What Forex Card Charges Actually Cover

Forex card charges fall into two buckets: one-time fees you pay around buying the card, and recurring fees you trigger by using it. Knowing which is which helps you avoid surprises on your statement.

  • Issuance fee: a one-time card purchase cost, typically ₹150–₹500 (often waived in promotions).
  • Reload fee: charged each time you top up after the first load, usually ₹0–₹100.
  • ATM withdrawal fee: a per-transaction charge abroad, commonly USD 1–2 or the currency equivalent.
  • Cross-currency markup: applied when you spend in a currency not loaded on the card, usually 2–3.5%.
  • Inactivity and reissue fees: for dormant cards, replacements or lost cards.

A genuinely cheap card is one where the charges you’ll actually use are low — not just the headline issuance fee.

Issuance, Reload and Encashment Fees

The card itself usually costs ₹150–₹500 as a one-time issuance fee, though many banks waive it during travel-season offers. That fee covers the physical card and initial setup, not the currency you load.

Reloads matter more for long or multi-leg trips. After the first load, most banks charge a flat reload fee of roughly ₹0–₹100 per top-up, so loading once in a larger amount beats several small reloads.

  • Issuance: ₹150–₹500 one-time (frequently waived).
  • Reload: ₹0–₹100 per transaction after first load.
  • Encashment/refund: ₹100–₹250 to convert leftover balance back to rupees.

When you return, unused foreign currency can be refunded, but the encashment rate is usually less favourable than the buying rate — another reason to load realistically rather than padding the balance.

ATM Withdrawal Charges Abroad

Forex card ATM withdrawal charges are where casual users lose the most. Each overseas cash withdrawal typically costs USD 1–2 (or the loaded-currency equivalent), and a balance-enquiry at a foreign ATM can cost around USD 0.25–0.50.

Crucially, the foreign ATM operator may add its own fee on top of your bank’s charge, and that operator fee is outside your bank’s control. Two small withdrawals can cost as much as one large one in fixed fees.

  • Withdraw larger amounts less often to spread the per-transaction fee.
  • Decline the ATM’s “convert to your home currency” (DCC) prompt — always choose to be charged in local currency.
  • Use the card for card payments where possible, since point-of-sale spends usually carry no per-swipe fee.

Check your bank’s schedule of charges for the exact ATM fee in each currency before you travel.

Cross-Currency Markup: The Hidden Cost

The cross-currency markup fee is the most misunderstood forex card charge. Your card holds specific currencies — say USD and EUR. The moment you spend in a currency you didn’t load, the bank converts on the fly and adds a markup of around 2–3.5%.

So a Euro-loaded card used in Thailand (THB) or Switzerland’s neighbours can quietly cost you extra on every transaction. This defeats the main reason people buy a forex card: rate certainty.

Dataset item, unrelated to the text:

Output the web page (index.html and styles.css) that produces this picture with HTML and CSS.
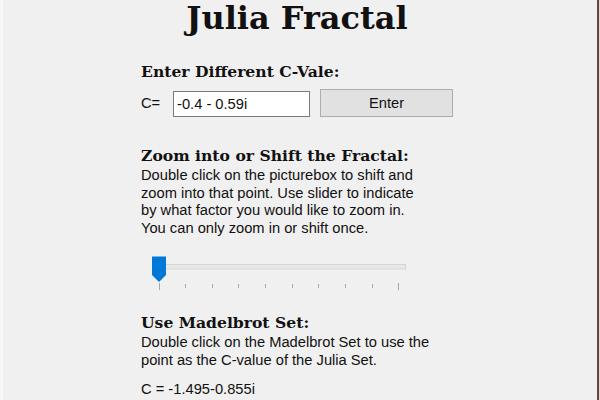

  • Load the exact currencies of every country on your itinerary.
  • For multi-country trips, a multi-currency card (8–16 currencies) reduces cross-currency exposure.
  • Check whether spending in a third currency auto-deducts from a base currency like USD, and what markup applies.

If your destinations use less common currencies, ask the bank directly how cross-currency spends are routed and priced.

TCS on Forex Cards in 2026

Beyond bank fees, Tax Collected at Source (TCS) affects the total you pay when loading a forex card. Under the Liberalised Remittance Scheme, TCS applies above an annual threshold on foreign exchange loaded for travel and other purposes.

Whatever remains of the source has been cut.